Third, there is the Internet service provider (ISP) who provides access to the global
Internet. Traditionally, the context and mindset of the CNP is a closed, physical
network with static functionality. Since the services of an ISP were added to the
portfolio of the CNP only rather recently, the original mindset of the CNP may be
reflected in the way the ISP is managed. Since the Internet is an open, virtualizable
and dynamic network, there is a potential for misconceptions regarding security
assumptions that can lead to many surprises. In this paper we show that this is in
fact the case.
1.2
Context
Technically, the user’s cable modem acts as bridge between the customers home
network and the backbone of the ISP. The cable modem is a rather simple device
that downloads its configuration after every reboot from a server at the ISP. This
is called provisioning and the relevant standard is the Data Over Cable Service
Interface Specification (DOCSIS) [7]. So there is a way to access the ISP servers
from the customer’s home networks and therefore the ISP has to secure the provisioning process to restrict the possibilities of a service abuse. In this paper, we
document a weakness in the way the provisioning process is handled today.
1.3
Related Work
There is relatively little work that investigated cable networks security from an
academic viewpoint. Existing work mainly comes from industrial or rather applied
forums and deals with possibilities of service theft, e.g., possibilities of achieving
higher service bandwidth without paying for it (so-called “uncapping”) by manipulating the cable modem [1–3, 11, 15]. Other threats to ISPs have been formulated
as well [1] and refer to attacks on confidentiality and weak endpoints: The classical
attack to confidentiality of network traffic through eavesdropping is omnipresent
in shared medium networks like the cable network is. Since the downstream traffic
is broadcast across the shared medium, network providers have to enforce rigid
access control techniques at the endpoints of the network to ensure confidentiality.

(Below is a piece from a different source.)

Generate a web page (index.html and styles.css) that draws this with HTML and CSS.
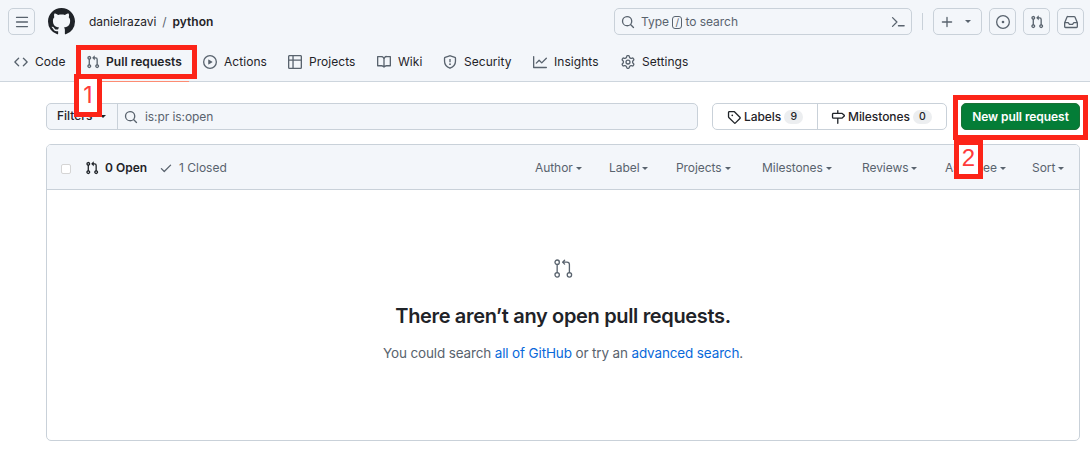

A related threat is network access through stolen authentication credentials, e.g.,
cloning of MAC addresses, a problem that is hard to tackle in networks where
endpoints are under complete control of the customer [2]. In this paper, we give
another example for this fact. Since one of the main applications of cable networks
is digital telephony (voice over IP, VoIP), attacks on the corresponding protocols
like the Session Initiation Protocol (SIP) have also been investigated in the cable
network environment [3, 8]. These attacks include tampering of SIP message bodies like malformed SIP messages, hijacking dedicated SIP accounts or interrupting
sessions by injecting fake messages into the network traffic. While being relevant
to VoIP technology, they are only specific to cable networks as far as these attacks
use access techniques that only exist in cable networks. In this paper, we present
such an attack on SIP that is specific to cable networks.
1.4
Contributions
In this paper, we describe the context and specifics of the system of cable networks
as an evolving complex system that is in regular use all over the world. We show
that different mindsets and threat models can be used to explain past and present
vulnerabilities in such networks. As a confirmation, we present a new attack on
VoIP in cable networks that allows an attacker to extract SIP credentials and
therefore misuse the VoIP system in such networks. More specifically, our attack
exploits the DOCSIS provisioning requirement that every cable modem needs a
provisioning file that contains the configuration of SIP credentials. By gaining access to the management network and partial exhaustive search of the namespace
of configuration file names, we are able to extract SIP credentials and take over
telephone acounts of other customers. We also show how this attack can be mitigated by adjusting network management policies in cable networks. At the time
of writing, our attack was possible in one major (cooperating) cable network in
Germany. Since many other CNPs all over the world use the same hardware and
software configurations, we believe that the attack is relevant not only in Germany. However, the wish to point out that the attack is just a vehicle to transport
the another insight, namely that threat models must be checked regularly. And if
they turn out to be unrealistic, they (and all affected security procedures) must
be adapted.
1.5
Paper Outline
This paper is structured as follows: We give a brief introduction into cable network
technology in Sect. 2. In Sect. 3 we show how threat models for cable networks
have evolved in the past and the effect of this process on the provisioning process.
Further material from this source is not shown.